Linguistic preprocessing is a foundational step in text-to-speech (TTS) systems that converts raw input text into structured data suitable for generating natural-sounding speech. It ensures the TTS engine accurately interprets the text’s meaning, pronunciation, and context before synthesizing audio. Without this step, the system might mispronounce words, mishandle abbreviations, or fail to convey intended emphasis, leading to unnatural or unintelligible output. Preprocessing bridges the gap between written language and spoken speech by analyzing and transforming text into linguistic features like phonemes, stress patterns, and sentence structure.

A key task in linguistic preprocessing is text normalization, which standardizes inconsistencies in written text.
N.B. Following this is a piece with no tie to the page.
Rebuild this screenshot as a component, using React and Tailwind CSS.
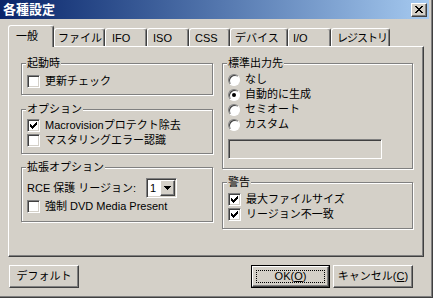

For example, numbers, symbols, and abbreviations must be converted into their spoken equivalents. The text “I bought 3 items for $20” becomes “I bought three items for twenty dollars.” Similarly, “Dr. Smith lives on Maple St.” might expand to “Doctor Smith lives on Maple Street.” Homographs—words spelled the same but pronounced differently—also require context-aware resolution. The word “read” in “I will read the book” versus “I read the book yesterday” needs different phonetic representations. Part-of-speech tagging and syntactic analysis help disambiguate these cases by examining surrounding words.

Another critical function is prosody modeling, where the system assigns rhythm, stress, and intonation to the speech. Punctuation marks like commas or question marks influence pauses and pitch changes. For instance, “Let’s eat, Grandma!” versus “Let’s eat Grandma!” requires distinct phrasing to avoid ambiguity. Additionally, preprocessing identifies emphasis markers (e.g., capitalization or italics) or syntactic boundaries to guide the TTS engine’s intonation. For languages with complex morphology, like German compound nouns or Mandarin tone sandhi, preprocessing ensures correct pronunciation rules are applied. Errors at this stage—such as misinterpreting “St.” as “Saint” instead of "Street"—can drastically alter meaning. By structuring text into linguistically meaningful units, preprocessing enables TTS systems to produce coherent, context-aware speech output.